Les premières exécutions eurent lieu en février 1679. La fournée d’arrestations, ou de citations à comparaître, qui fit un tel fracas à cause de sa composition aristocratique[4], est du 23 janvier 1680. Il y avait alors quatre mois au moins[5], que deux noms bien connus du Roi avaient frappé ses oreilles pendant qu’il se faisait lire par Louvois les derniers interrogatoires. Qu’est-ce que Mlle des Œillets, ancienne « suivante » de Mme de Montespan, qu’est-ce que Catau, sa femme de chambre,

  1. Lettre au marquis de Trichateau.
  2. Note de La Reynie (21 décembre 1679). Les pièces de l’Affaire des poisons forment 1322 pages gr. in-8o des Archives de la Bastille, et elles ne sont pas complètes. Il y manque tout au moins certaines dépositions particulièrement compromettantes pour Mme de Montespan, et brûlées sur l’ordre de Louis XIV.
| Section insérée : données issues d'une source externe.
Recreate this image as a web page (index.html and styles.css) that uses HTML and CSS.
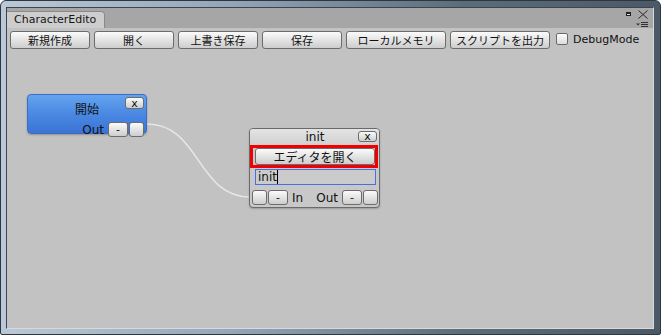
FILE: index.html
```html
<!DOCTYPE html>
<html lang="ja">
<head>
  <meta charset="UTF-8">
  <title>CharacterEditor</title>
  <link rel="stylesheet" href="styles.css">
</head>
<body>
  <div class="window">
    <div class="panel">
      <div class="tabstrip">
        <div class="tab">CharacterEdito</div>
        <div class="win-icons">
          <div class="icon-row">
            <span class="ico-max"></span>
            <svg class="ico-close" width="10" height="9" viewBox="0 0 10 9">
              <path d="M0.5 0.5 L9.5 8.5 M9.5 0.5 L0.5 8.5" stroke="#2b2b2b" stroke-width="1" fill="none"/>
            </svg>
          </div>
          <svg class="ico-menu" width="12" height="6" viewBox="0 0 12 6">
            <path d="M0 1.5 H4 L2 3.5 Z" fill="#333"/>
            <path d="M5 0.5 H12 M5 2.5 H12 M5 4.5 H12" stroke="#333" stroke-width="1"/>
          </svg>
        </div>
      </div>

      <div class="toolbar">
        <button class="tool">新規作成</button>
        <button class="tool">開く</button>
        <button class="tool">上書き保存</button>
        <button class="tool">保存</button>
        <button class="tool wide">ローカルメモリ</button>
        <button class="tool wide">スクリプトを出力</button>
        <label class="debug"><span class="check"></span>DebugMode</label>
      </div>

      <div class="canvas">
        <svg class="links" width="646" height="276">
          <path d="M140 72 C193 72 190 145 243 145" stroke="rgba(255,255,255,0.6)" stroke-width="1.4" fill="none"/>
        </svg>

        <div class="node node-start">
          <div class="node-head">
            <span></span>
            <span class="node-title">開始</span>
            <button class="btn close">x</button>
          </div>
          <div class="port-row right">
            <span class="port-label">Out</span>
            <button class="btn port">-</button>
            <button class="btn port small"></button>
          </div>
        </div>

        <div class="node node-init">
          <div class="node-head">
            <span></span>
            <span class="node-title">init</span>
            <button class="btn close">x</button>
          </div>
          <div class="node-body">
            <div class="highlight">
              <button class="btn open">エディタを開く</button>
            </div>
            <div class="field"><span class="caret">init</span></div>
            <div class="port-row">
              <button class="btn port small"></button>
              <button class="btn port">-</button>
              <span class="port-label in">In</span>
              <span class="spacer"></span>
              <span class="port-label">Out</span>
              <button class="btn port">-</button>
              <button class="btn port small"></button>
            </div>
          </div>
        </div>
      </div>
    </div>
  </div>
</body>
</html>
```

FILE: styles.css
```css
body {
  margin: 0;
  background: #ffffff;
  font-family: "DejaVu Sans", "Noto Sans CJK JP", sans-serif;
  font-size: 11px;
  color: #111;
}
.window {
  width: 661px;
  height: 335px;
  box-sizing: border-box;
  border: 1px solid #2e3640;
  border-radius: 6px 6px 2px 2px;
  padding: 6px 6px 5px 5px;
  background: linear-gradient(to right, #bac8d7 0%, #95a5b7 35%, #5d6c7b 70%, #4b5967 100%);
}
.panel {
  height: 100%;
  box-sizing: border-box;
  border: 1px solid;
  border-color: #3c4450 #d6dadd #d6dadd #3c4450;
  background: #c2c2c2;
  display: flex;
  flex-direction: column;
}

/* tab strip */
.tabstrip {
  height: 20px;
  background: #a6a6a6;
  display: flex;
  justify-content: space-between;
  align-items: flex-end;
}
.tab {
  width: 98px;
  height: 17px;
  box-sizing: border-box;
  background: #cdcdcd;
  border: 1px solid #8a8a8a;
  border-bottom: none;
  border-left: none;
  border-radius: 0 4px 0 0;
  padding-left: 7px;
  line-height: 16px;
  font-size: 11px;
  color: #151515;
}
.win-icons {
  align-self: stretch;
  display: flex;
  flex-direction: column;
  align-items: flex-end;
  padding: 2px 5px 0 0;
}
.icon-row {
  display: flex;
  align-items: flex-start;
  gap: 7px;
}
.ico-max {
  width: 5px;
  height: 4px;
  margin-top: 2px;
  box-sizing: border-box;
  border: 1px solid #222;
  border-top-width: 2px;
  background: #e0e0e0;
}
.ico-close {
  display: block;
}
.ico-menu {
  display: block;
  margin-top: 3px;
}

/* toolbar */
.toolbar {
  height: 24px;
  box-sizing: border-box;
  padding: 3px 3px 0;
  display: flex;
  align-items: flex-start;
  gap: 4px;
}
.tool, .btn {
  box-sizing: border-box;
  margin: 0;
  padding: 0;
  border: 1px solid #6c6c6c;
  border-radius: 3px;
  background: linear-gradient(#fbfbfb, #e6e6e6 45%, #cdcdcd);
  font-family: "Noto Sans CJK JP", "DejaVu Sans", sans-serif;
  font-size: 11px;
  color: #111;
  cursor: pointer;
}
.tool {
  flex: none;
  width: 80px;
  height: 18px;
  line-height: 15px;
}
.tool.wide {
  width: 100px;
}
.debug {
  display: flex;
  align-items: center;
  gap: 5px;
  margin-left: 2px;
  height: 14px;
  margin-top: 1px;
  font-size: 11px;
  color: #111;
}
.check {
  width: 12px;
  height: 12px;
  box-sizing: border-box;
  border: 1px solid #6a6a6a;
  border-radius: 2px;
  background: linear-gradient(#fdfdfd, #dcdcdc);
}

/* node canvas */
.canvas {
  flex: 1;
  position: relative;
}
.links {
  position: absolute;
  left: 0;
  top: 0;
}
.node {
  position: absolute;
  box-sizing: border-box;
  display: flex;
  flex-direction: column;
}
.node-head {
  display: grid;
  grid-template-columns: 1fr auto 1fr;
  align-items: start;
}
.node-title {
  font-family: "Noto Sans CJK JP", "DejaVu Sans", sans-serif;
}
.btn.close {
  justify-self: end;
  width: 19px;
  font-family: "DejaVu Sans", sans-serif;
  font-size: 11px;
}
.node-start {
  left: 20px;
  top: 42px;
  width: 120px;
  height: 40px;
  border: 1px solid #3b6dc4;
  border-radius: 4px;
  background: linear-gradient(#63a3ef, #4a88e2 50%, #3c74d6);
  box-shadow: 0 1px 2px rgba(0, 0, 0, 0.25);
  padding: 2px 2px 0 0;
}
.node-start .node-title {
  font-size: 12px;
  line-height: 14px;
  padding-top: 5px;
  padding-left: 2px;
}
.node-start .btn.close {
  height: 12px;
  line-height: 9px;
}
.node-start .port-row {
  margin-top: 6px;
}
.port-row {
  display: flex;
  align-items: center;
  gap: 1px;
}
.port-row.right {
  justify-content: flex-end;
}
.port-label {
  font-size: 12px;
  margin-right: 3px;
}
.port-label.in {
  margin-left: 3px;
}
.spacer {
  flex: 1;
}
.btn.port {
  width: 20px;
  height: 15px;
  line-height: 12px;
  font-family: "DejaVu Sans", sans-serif;
  font-size: 11px;
}
.btn.port.small {
  width: 15px;
}
.node-init {
  left: 242px;
  top: 76px;
  width: 131px;
  height: 80px;
  border: 1px solid #6a6a6a;
  border-radius: 4px;
  background: #c8c8c8;
  box-shadow: 0 1px 2px rgba(0, 0, 0, 0.2);
}
.node-init .node-head {
  height: 16px;
  padding: 2px 2px 0 0;
  box-sizing: border-box;
  background: linear-gradient(#e4e4e4, #d0d0d0);
  border-radius: 3px 3px 0 0;
}
.node-init .node-title {
  font-family: "DejaVu Sans", sans-serif;
  font-size: 12px;
  line-height: 13px;
  padding-left: 3px;
}
.node-init .btn.close {
  height: 11px;
  line-height: 8px;
}
.node-body {
  display: flex;
  flex-direction: column;
}
.highlight {
  margin-right: 1px;
  border: 3px solid #f00000;
  padding-left: 2px;
  display: flex;
}
.btn.open {
  flex: 1;
  height: 17px;
  line-height: 14px;
  font-size: 12px;
}
.field {
  margin: 1px 3px 0 5px;
  height: 16px;
  box-sizing: border-box;
  border: 1px solid #4a6ee2;
  background: #cbcbcb;
  padding-left: 2px;
  font-size: 12px;
  line-height: 14px;
}
.caret {
  border-right: 1px solid #000;
}
.node-init .port-row {
  margin: 5px 1px 0 2px;
}
```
  3. Louvois à Boucherat, président de la Chambre, le 4 février 1680.
  4. Elle comprenait : la comtesse de Soissons, la marquise d’Alluye (le Roi les fit sauver), le duc de Luxembourg (victime d’une erreur), la vicomtesse de Polignac, le marquis de Feuquières, la princesse de Tingry, la maréchale de la Ferté, la duchesse de Bouillon, etc.
  5. Cf. Archives de la Bastille, t. V, la « note autographe » de La Reynie, du 17 septembre 1679. Était-ce la première fois que ces deux noms apparaissaient ? Les destructions de pièces ordonnées, par le Roi ne permettent pas de l’affirmer.